Lawsuit attempting to nip President William Ruto government's appetite for taxes in the bud continue piling up in the courts of law.
In the latest case, lawyer and activist Fanya Mambo revealed that he is leading a lobby group seeking to file a petition to curb government's indirect taxation to only 20 per cent of an individual's salary.
He argued that the lobby group seeks to set the taxation limit in the Constitution.
"We are part of a lobby group that is moving to court next week and I am the main petitioner. We want a Constitutional petition that sets the limit to how much government can take from your salaries," he lamented.
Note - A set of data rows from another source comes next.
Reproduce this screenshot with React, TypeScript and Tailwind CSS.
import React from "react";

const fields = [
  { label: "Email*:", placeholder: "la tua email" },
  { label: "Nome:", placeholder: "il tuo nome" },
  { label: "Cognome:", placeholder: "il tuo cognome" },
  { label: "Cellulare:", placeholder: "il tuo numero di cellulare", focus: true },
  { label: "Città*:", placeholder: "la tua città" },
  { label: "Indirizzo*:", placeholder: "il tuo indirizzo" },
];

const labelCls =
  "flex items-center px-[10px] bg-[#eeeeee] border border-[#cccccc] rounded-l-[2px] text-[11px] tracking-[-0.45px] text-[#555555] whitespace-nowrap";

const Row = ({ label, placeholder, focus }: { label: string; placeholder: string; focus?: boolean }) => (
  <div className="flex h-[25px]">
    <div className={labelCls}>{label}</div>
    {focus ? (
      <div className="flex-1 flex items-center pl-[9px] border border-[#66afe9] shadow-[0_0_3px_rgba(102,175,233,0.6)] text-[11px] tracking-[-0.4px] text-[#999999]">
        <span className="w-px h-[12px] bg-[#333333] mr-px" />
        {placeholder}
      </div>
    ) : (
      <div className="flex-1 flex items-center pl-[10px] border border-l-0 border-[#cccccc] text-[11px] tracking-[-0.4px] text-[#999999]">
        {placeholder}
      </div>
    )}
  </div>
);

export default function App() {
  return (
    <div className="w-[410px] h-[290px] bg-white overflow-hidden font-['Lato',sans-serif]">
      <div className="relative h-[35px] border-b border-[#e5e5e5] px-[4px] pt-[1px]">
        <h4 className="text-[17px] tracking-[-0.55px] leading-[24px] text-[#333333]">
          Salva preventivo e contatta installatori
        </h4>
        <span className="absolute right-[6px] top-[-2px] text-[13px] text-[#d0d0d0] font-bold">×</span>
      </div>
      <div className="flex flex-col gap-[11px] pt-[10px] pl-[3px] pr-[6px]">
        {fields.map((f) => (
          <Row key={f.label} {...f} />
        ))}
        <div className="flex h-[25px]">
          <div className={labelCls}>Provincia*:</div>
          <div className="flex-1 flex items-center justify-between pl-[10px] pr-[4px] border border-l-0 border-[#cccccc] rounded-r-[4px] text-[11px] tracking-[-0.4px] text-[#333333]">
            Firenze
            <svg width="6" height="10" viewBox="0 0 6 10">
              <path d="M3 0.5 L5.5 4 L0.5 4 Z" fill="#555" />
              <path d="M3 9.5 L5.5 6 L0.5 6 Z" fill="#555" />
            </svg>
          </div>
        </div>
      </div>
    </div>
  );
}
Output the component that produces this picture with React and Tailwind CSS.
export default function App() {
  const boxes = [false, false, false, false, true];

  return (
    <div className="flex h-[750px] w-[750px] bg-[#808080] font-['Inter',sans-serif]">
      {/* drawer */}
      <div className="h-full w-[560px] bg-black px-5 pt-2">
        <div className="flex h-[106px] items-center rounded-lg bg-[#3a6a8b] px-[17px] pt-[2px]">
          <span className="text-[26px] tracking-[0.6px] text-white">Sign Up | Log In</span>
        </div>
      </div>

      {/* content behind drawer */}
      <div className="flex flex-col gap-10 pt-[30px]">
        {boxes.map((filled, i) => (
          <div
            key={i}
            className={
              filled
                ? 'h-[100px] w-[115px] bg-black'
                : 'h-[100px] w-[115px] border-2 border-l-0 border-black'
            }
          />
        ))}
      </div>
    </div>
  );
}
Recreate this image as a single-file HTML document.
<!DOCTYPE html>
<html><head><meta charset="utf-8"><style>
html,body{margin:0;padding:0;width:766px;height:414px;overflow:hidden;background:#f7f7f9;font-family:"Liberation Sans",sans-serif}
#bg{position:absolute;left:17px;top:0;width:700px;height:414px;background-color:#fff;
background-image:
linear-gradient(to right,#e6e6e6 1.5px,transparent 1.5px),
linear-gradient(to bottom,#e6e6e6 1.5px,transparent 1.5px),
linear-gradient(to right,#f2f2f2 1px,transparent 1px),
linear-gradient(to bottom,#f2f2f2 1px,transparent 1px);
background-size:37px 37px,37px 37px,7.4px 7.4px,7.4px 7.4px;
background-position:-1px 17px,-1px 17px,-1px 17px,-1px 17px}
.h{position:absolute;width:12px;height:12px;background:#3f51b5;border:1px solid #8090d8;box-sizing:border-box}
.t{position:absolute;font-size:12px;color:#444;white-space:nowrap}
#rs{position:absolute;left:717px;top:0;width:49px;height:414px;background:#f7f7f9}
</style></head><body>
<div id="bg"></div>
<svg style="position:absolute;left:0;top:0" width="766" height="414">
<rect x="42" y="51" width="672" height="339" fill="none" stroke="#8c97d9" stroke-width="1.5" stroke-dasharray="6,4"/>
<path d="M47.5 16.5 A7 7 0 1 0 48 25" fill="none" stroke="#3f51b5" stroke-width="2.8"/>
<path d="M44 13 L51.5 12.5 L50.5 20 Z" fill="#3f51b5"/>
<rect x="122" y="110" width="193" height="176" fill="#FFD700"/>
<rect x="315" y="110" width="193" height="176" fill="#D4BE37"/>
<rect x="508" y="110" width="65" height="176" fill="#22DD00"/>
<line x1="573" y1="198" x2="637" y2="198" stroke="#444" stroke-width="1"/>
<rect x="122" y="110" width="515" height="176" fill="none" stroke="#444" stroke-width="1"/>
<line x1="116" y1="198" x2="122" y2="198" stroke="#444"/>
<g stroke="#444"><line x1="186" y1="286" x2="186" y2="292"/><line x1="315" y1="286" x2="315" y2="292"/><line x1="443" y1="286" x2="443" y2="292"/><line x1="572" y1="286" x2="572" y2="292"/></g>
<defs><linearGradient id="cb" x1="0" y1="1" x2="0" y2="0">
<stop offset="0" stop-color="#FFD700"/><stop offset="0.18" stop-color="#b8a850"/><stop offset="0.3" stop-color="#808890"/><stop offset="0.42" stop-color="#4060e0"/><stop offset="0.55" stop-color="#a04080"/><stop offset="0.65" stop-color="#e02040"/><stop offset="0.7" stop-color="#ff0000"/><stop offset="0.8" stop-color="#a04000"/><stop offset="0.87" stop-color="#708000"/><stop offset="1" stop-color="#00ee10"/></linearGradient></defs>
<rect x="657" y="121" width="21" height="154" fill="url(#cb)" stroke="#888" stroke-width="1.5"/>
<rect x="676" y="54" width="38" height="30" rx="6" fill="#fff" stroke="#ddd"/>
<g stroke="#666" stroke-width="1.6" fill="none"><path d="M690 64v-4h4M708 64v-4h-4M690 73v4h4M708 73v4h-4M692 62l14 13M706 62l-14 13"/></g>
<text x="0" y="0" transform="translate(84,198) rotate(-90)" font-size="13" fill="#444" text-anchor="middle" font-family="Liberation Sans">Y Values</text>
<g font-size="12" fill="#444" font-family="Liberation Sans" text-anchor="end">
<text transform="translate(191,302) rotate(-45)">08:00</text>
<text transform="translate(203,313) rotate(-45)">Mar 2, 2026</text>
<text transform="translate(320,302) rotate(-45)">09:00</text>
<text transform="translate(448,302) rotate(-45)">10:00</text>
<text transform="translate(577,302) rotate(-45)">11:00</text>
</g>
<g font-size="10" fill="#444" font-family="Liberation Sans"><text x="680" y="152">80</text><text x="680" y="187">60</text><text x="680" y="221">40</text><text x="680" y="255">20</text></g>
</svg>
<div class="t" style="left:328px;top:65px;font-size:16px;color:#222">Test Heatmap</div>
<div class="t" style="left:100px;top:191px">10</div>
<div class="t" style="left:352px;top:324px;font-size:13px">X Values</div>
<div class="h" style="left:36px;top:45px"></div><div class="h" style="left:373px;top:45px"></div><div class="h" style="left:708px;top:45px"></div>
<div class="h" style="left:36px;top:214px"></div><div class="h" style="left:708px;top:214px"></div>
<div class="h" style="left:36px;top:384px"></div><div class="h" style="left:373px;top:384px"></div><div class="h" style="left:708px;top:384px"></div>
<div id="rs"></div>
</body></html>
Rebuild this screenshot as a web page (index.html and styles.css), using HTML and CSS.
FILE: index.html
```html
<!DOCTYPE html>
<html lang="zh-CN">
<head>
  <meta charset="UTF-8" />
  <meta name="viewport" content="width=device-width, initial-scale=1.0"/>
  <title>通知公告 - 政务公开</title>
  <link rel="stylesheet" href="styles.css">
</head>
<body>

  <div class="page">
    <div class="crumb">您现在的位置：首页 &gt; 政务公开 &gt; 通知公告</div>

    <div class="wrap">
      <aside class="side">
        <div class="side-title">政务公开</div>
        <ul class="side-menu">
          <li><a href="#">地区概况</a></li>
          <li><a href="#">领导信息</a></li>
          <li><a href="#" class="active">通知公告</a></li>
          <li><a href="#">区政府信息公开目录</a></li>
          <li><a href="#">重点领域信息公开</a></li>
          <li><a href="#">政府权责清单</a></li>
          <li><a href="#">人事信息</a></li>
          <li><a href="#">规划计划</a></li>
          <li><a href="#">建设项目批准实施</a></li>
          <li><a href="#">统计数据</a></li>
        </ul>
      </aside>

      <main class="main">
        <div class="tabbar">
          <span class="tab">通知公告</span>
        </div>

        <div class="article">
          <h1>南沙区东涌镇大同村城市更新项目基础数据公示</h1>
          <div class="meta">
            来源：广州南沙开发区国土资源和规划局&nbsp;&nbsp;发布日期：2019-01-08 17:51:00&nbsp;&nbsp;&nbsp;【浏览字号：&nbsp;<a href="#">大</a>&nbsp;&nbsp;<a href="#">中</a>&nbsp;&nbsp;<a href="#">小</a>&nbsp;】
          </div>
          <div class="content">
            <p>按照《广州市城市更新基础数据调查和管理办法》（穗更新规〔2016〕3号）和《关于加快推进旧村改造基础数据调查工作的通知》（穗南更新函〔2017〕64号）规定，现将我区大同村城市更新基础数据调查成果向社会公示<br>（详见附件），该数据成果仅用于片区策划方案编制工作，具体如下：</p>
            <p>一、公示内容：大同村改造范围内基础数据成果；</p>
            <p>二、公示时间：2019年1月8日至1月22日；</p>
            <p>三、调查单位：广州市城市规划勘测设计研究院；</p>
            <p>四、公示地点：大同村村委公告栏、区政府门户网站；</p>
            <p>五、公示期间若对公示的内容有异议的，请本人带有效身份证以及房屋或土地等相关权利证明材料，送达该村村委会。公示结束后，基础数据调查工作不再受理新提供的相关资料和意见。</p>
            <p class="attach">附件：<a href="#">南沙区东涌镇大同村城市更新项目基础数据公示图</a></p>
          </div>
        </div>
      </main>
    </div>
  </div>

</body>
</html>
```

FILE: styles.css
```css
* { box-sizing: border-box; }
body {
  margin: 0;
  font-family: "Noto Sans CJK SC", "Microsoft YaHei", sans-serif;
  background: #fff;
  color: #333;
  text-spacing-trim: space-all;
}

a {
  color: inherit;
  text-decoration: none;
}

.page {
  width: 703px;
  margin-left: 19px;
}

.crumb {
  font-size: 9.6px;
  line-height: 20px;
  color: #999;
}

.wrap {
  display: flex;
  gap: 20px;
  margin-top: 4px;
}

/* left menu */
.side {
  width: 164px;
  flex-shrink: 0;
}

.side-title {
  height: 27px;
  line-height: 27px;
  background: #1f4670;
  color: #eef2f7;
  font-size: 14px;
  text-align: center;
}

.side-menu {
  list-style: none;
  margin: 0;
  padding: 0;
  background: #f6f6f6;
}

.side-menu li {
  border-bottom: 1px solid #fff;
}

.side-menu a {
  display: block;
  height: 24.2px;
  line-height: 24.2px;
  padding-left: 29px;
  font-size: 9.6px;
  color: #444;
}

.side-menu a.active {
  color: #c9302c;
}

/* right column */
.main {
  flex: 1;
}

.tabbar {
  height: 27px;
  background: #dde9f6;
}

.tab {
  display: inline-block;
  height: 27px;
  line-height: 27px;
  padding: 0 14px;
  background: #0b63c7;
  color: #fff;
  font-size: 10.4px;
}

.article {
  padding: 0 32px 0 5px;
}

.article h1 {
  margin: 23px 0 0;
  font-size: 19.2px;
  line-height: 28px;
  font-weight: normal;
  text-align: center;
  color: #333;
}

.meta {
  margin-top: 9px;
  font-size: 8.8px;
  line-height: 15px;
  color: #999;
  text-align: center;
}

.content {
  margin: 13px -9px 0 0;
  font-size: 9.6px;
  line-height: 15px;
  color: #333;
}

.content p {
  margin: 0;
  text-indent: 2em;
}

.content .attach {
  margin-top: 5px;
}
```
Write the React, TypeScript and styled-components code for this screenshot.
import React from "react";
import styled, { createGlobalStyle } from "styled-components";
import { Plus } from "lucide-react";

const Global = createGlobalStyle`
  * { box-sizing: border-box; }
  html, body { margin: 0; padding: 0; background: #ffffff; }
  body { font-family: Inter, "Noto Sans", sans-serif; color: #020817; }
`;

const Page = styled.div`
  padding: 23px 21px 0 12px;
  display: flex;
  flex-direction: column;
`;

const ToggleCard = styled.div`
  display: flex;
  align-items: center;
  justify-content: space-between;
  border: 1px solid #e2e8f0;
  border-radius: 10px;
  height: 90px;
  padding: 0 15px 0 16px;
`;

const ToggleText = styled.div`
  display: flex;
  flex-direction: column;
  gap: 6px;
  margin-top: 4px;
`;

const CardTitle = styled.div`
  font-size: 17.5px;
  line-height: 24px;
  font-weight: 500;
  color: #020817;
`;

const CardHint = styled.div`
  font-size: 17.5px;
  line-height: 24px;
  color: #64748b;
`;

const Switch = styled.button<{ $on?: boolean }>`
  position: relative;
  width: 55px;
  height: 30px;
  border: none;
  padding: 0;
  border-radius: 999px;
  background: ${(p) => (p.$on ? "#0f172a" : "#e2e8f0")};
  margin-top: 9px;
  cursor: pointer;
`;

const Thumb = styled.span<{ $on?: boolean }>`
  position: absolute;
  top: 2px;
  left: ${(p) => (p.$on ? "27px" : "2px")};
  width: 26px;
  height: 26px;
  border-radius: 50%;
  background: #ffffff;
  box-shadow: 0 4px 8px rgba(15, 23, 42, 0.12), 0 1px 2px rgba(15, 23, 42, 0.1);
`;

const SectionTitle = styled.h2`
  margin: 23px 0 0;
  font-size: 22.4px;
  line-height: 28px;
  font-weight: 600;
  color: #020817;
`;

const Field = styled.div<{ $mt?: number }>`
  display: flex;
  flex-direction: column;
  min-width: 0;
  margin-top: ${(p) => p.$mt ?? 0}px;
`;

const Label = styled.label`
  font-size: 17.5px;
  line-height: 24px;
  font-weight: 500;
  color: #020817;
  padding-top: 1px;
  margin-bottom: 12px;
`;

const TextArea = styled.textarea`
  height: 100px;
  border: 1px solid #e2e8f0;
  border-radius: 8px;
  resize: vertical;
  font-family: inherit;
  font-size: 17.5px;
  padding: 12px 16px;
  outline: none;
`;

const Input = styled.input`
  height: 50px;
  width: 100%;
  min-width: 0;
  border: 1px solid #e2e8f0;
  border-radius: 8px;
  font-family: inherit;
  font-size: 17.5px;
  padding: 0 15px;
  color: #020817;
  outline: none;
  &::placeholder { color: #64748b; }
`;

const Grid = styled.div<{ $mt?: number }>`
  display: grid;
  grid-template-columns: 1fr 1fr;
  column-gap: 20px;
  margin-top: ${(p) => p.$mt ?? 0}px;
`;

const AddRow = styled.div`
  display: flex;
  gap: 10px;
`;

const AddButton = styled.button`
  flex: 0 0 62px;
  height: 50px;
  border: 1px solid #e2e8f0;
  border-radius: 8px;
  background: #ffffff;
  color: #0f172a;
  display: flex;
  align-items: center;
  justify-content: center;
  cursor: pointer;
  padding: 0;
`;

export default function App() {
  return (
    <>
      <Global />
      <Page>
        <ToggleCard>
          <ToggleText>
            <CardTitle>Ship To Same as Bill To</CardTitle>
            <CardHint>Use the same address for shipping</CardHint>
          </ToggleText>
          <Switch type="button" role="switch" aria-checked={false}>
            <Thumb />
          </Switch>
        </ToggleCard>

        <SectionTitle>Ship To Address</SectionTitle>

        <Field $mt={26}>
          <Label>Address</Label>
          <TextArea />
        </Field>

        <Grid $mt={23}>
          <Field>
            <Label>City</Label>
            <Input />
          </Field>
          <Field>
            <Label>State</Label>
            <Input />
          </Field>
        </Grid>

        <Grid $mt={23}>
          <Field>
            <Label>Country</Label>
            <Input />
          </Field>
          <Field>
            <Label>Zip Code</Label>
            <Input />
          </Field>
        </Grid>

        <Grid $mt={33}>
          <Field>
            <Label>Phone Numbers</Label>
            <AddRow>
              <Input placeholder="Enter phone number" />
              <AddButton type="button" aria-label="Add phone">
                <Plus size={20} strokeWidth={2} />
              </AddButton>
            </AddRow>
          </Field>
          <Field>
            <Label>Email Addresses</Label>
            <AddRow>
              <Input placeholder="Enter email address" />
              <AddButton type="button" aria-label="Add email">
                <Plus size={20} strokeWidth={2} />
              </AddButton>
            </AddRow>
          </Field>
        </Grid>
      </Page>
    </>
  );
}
"We have gotten to a point in this country where the government feels entitled to our salaries. They wake up and decide that they can raid in your salary to the point that it is unlimited, the raid is uncontrolled."
The activist further noted that whereas both direct and indirect taxations have been increasing pushing total taxation on a monthly income to over 60 per cent.
The taxes included Pay as You Earn, medical cover as well as the recently introduced housing levy of 1.5 per cent.
Indirect taxes, which have also been on the rise included Value Added Tax (VAT) on all products in retail shelves. The Ruto regime increased the fuel VAT from 8 per cent to 16 per cent.
"As part of the talks at Bomas because we are sure a referendum will come out of it, we want Kenya to set a threshold and say that indirect taxation, the government cannot take more than 20 per cent of what you earn. That has to be made very clear," he added.
The suit comes weeks after the Supreme Court dismissed Busia Senator Okiya Omtatah's petition challenging the Court of Appeal’s ruling that lifted orders barring the implementation of the Finance Act 2023.
Omtatah wanted the implementation of the Finance Act 2023, which took effect beginning July 1, stopped for burning salaried Kenyans.
"The four sets of written submissions filed out of time by the applicants on 15th August 2023 on the Court’s online platform be and are hereby struck out," the judgment read in part. The ruling paved way for Ruto to raise an estimated Ksh211 billion from the new taxes.
Ealier in August, the Law Society of Kenya had also moved to court to challenge the implementation of the Finance Act and stop the government from collecting new taxes.
The suit argued that the state introduced the taxes at a time when Kenyans were reeling under a blanket of a high cost of living.